◆ Supplied data
>> START
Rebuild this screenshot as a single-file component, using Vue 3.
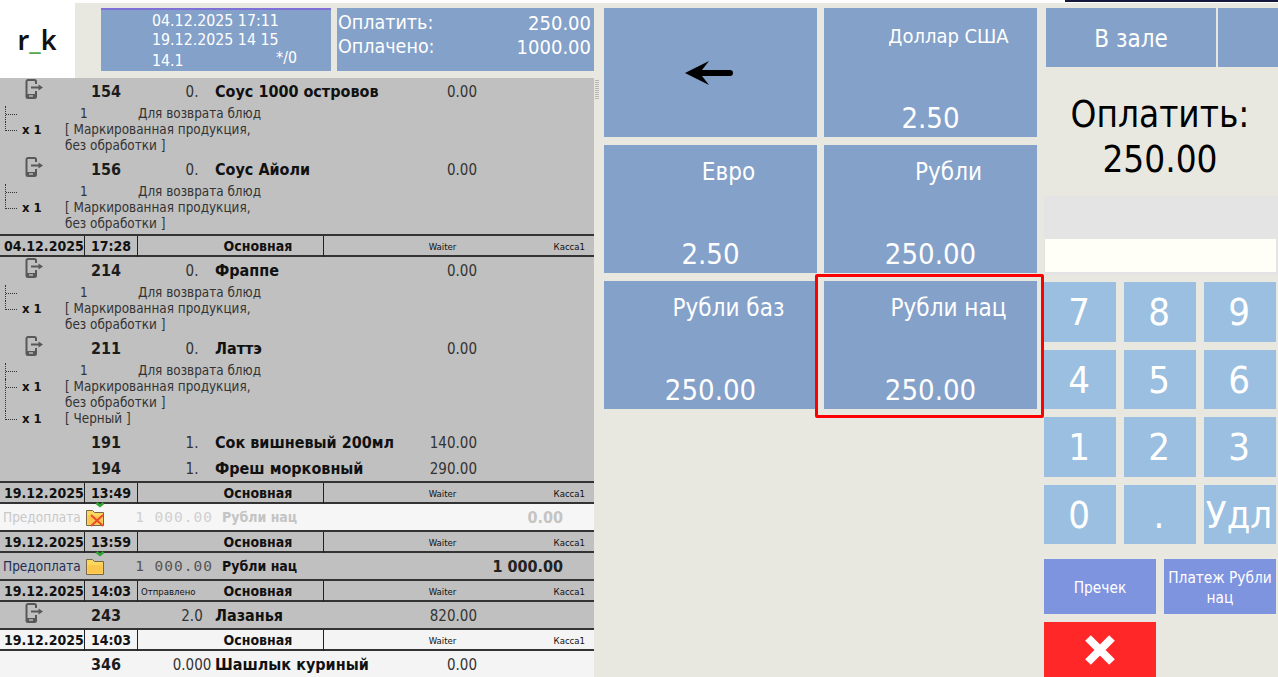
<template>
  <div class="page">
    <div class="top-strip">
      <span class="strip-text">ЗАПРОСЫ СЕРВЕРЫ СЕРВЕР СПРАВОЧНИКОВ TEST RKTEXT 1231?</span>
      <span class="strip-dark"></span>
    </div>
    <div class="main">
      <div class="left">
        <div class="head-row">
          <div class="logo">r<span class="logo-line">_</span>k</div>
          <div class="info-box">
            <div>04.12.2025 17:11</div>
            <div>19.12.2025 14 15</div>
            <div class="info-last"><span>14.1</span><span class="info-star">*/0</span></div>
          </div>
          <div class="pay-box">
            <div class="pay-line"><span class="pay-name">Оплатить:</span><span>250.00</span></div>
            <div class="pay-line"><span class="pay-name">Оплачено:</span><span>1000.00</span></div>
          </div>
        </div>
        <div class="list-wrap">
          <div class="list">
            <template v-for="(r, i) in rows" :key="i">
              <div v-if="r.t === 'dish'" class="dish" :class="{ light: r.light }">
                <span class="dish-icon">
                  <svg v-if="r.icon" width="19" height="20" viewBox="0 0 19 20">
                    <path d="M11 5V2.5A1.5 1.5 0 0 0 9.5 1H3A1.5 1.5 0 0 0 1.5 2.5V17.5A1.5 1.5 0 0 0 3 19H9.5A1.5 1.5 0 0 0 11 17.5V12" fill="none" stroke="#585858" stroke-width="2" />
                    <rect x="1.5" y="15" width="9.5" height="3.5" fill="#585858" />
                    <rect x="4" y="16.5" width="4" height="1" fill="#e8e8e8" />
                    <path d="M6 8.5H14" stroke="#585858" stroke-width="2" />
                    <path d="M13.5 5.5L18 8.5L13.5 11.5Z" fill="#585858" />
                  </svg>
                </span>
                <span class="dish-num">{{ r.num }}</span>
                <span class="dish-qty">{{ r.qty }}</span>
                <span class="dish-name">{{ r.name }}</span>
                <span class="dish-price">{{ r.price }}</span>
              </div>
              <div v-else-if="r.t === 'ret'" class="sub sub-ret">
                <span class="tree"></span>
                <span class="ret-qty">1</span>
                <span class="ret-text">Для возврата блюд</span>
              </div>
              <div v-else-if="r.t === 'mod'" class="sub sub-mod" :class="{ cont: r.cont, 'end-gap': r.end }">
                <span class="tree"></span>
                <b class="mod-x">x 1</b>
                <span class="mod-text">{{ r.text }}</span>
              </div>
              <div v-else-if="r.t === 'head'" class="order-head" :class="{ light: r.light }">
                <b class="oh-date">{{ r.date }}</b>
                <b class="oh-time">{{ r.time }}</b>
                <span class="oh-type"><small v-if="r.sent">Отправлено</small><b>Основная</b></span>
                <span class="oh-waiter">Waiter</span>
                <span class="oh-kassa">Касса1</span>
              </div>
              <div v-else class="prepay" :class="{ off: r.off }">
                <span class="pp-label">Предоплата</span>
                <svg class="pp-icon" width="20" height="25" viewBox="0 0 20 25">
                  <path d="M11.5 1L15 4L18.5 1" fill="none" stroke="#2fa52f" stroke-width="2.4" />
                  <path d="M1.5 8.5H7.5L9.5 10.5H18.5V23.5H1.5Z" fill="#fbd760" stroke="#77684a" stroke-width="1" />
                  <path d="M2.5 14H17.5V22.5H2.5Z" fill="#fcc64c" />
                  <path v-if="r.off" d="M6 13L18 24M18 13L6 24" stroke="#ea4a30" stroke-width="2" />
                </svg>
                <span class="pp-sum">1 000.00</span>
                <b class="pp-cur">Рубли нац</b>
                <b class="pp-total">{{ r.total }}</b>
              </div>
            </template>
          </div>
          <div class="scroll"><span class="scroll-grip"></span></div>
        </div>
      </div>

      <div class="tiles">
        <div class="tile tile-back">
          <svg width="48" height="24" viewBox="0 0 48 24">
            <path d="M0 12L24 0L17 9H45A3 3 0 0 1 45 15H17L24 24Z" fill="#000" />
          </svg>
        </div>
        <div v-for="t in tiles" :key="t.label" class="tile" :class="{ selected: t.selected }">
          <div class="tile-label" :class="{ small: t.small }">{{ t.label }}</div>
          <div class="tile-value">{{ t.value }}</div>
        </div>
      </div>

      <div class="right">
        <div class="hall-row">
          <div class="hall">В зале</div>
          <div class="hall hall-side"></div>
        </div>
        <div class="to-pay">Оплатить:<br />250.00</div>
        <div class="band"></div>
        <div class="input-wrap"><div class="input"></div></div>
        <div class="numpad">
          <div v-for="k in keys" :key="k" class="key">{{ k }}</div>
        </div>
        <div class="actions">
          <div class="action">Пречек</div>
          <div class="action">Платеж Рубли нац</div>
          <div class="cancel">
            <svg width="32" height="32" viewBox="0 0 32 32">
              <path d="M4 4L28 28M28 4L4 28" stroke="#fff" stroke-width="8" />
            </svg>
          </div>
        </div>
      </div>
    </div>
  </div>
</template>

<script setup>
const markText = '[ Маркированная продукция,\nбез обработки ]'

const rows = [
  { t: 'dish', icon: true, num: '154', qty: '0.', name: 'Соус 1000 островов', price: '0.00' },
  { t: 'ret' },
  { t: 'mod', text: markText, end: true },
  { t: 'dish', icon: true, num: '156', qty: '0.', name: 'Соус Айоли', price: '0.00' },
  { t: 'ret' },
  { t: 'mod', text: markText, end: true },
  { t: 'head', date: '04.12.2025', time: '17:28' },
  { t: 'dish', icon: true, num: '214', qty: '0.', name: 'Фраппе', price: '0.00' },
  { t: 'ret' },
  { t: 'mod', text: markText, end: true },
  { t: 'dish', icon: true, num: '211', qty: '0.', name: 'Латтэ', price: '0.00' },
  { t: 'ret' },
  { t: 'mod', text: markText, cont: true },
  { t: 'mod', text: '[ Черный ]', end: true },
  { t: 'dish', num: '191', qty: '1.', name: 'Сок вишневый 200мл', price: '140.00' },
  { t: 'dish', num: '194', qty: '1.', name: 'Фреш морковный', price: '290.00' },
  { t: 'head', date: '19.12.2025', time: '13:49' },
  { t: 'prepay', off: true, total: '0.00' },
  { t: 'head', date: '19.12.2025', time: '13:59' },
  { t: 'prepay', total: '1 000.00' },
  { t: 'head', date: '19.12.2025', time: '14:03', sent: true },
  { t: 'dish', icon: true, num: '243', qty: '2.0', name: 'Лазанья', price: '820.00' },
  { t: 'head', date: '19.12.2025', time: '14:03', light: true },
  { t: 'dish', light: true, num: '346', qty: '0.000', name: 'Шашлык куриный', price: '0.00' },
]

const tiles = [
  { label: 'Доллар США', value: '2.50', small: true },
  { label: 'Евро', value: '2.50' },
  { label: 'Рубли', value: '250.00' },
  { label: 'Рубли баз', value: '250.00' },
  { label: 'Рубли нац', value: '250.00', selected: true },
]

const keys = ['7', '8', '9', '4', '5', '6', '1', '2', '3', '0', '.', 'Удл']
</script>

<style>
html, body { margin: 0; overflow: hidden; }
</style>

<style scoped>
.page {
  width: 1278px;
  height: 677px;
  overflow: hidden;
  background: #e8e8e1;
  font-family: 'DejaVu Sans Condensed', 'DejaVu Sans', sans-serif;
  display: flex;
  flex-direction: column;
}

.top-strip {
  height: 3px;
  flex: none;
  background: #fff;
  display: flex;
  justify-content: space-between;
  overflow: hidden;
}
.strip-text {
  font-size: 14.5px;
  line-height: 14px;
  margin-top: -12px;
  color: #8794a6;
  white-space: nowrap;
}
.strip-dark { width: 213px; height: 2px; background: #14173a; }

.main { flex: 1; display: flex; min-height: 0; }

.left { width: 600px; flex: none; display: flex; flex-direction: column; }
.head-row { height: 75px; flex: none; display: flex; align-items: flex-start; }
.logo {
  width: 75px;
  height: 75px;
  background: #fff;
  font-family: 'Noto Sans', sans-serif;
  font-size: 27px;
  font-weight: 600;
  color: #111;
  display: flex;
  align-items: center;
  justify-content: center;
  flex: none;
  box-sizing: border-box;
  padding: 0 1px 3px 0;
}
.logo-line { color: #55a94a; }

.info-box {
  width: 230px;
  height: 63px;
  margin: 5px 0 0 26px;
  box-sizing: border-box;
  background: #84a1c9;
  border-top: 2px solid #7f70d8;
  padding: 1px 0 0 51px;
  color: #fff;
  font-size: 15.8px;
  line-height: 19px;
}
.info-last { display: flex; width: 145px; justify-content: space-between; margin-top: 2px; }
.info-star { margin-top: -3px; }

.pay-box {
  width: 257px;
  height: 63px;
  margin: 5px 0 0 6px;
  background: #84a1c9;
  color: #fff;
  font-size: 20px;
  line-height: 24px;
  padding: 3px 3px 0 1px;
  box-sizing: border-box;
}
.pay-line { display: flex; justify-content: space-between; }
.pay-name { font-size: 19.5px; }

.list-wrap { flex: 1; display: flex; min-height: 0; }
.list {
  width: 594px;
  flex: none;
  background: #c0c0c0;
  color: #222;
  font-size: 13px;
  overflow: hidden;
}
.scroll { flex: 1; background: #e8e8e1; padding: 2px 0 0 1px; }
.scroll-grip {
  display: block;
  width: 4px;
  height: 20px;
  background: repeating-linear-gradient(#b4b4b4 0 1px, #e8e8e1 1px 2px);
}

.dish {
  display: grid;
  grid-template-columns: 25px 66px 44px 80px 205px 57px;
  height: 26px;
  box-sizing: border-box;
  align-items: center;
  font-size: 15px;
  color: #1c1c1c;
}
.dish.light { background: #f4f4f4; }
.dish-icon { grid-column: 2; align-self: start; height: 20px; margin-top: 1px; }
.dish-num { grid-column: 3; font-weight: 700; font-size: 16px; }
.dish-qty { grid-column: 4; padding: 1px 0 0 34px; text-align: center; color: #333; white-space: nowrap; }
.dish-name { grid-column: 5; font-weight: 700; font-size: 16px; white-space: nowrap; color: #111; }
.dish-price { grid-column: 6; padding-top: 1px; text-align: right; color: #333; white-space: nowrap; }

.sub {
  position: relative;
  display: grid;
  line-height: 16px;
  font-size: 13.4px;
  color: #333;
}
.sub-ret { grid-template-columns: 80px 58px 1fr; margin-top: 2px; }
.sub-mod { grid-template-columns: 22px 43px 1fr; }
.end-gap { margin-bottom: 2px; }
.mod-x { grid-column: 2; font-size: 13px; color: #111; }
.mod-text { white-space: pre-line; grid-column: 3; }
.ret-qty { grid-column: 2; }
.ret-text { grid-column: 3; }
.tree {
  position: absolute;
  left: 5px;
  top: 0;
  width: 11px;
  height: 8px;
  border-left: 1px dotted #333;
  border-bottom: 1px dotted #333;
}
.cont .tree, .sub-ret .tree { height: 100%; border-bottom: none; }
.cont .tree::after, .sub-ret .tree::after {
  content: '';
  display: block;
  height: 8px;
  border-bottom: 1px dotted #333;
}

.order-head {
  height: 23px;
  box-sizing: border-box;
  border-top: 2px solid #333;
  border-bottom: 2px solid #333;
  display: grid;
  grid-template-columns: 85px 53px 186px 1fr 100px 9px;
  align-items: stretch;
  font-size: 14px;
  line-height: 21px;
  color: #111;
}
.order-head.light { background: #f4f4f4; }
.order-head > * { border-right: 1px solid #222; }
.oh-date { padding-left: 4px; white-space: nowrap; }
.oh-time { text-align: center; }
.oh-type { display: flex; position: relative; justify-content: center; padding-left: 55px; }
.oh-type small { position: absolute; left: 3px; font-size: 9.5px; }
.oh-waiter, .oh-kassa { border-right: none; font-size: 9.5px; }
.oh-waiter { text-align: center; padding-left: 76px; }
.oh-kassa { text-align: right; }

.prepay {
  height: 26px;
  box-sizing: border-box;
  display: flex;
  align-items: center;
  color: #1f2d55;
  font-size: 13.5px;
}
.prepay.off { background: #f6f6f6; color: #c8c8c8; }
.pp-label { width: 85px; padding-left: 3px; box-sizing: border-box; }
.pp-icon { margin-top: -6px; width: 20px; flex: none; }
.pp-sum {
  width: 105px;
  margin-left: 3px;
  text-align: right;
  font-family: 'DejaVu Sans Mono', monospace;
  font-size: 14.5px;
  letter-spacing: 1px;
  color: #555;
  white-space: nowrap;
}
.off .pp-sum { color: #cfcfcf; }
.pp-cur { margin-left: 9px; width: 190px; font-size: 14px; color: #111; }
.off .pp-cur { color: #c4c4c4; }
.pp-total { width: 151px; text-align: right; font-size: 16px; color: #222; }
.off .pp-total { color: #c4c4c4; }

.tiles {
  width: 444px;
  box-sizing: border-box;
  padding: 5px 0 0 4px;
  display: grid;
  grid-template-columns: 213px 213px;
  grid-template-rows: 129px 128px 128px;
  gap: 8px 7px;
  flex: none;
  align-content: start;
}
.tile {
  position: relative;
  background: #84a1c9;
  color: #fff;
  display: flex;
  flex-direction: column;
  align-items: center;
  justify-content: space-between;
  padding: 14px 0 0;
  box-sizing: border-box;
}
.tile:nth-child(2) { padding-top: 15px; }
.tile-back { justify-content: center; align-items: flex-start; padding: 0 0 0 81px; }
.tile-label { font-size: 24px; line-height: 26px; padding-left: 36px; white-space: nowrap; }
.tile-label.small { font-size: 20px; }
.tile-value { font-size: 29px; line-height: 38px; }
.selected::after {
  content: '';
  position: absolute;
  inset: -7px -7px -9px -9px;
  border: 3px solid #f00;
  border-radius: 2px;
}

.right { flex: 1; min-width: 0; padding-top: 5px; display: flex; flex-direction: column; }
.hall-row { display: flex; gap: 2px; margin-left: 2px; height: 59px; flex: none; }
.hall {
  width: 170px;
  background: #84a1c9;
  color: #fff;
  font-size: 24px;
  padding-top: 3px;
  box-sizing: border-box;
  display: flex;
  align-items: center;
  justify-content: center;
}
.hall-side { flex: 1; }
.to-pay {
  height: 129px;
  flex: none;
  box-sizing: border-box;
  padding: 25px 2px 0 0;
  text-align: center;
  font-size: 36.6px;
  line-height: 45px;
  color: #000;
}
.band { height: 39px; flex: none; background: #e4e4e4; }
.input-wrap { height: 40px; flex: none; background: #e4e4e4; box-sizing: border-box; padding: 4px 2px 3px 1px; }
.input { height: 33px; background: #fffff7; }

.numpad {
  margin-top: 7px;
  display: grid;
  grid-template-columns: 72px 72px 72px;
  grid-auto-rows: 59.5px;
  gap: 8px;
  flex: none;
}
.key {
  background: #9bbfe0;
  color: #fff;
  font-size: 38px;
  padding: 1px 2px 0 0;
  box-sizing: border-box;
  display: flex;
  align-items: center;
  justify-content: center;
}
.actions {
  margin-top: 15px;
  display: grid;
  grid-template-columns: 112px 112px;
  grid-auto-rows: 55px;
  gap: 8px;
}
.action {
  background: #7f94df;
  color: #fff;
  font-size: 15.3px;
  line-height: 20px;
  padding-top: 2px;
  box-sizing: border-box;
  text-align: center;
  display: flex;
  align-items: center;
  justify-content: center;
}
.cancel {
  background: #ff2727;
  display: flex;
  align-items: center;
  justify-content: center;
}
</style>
>> END
>> START
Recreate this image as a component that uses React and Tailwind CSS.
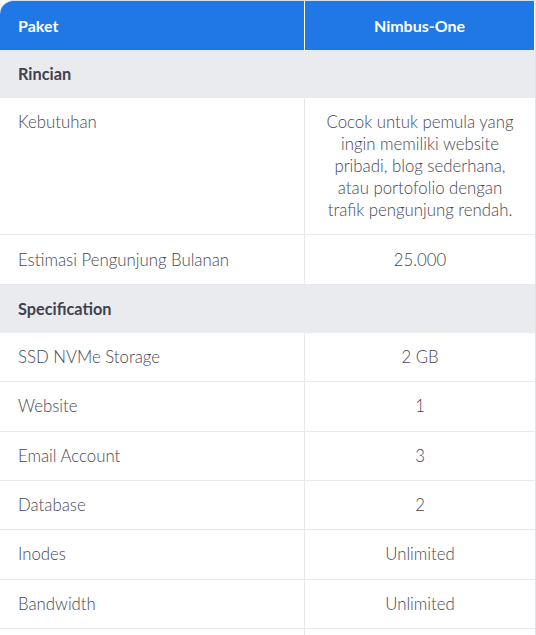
>> END
Filter the entries and copy out every line with the word "this".

◆ Response
Rebuild this screenshot as a single-file component, using Vue 3.
Recreate this image as a component that uses React and Tailwind CSS.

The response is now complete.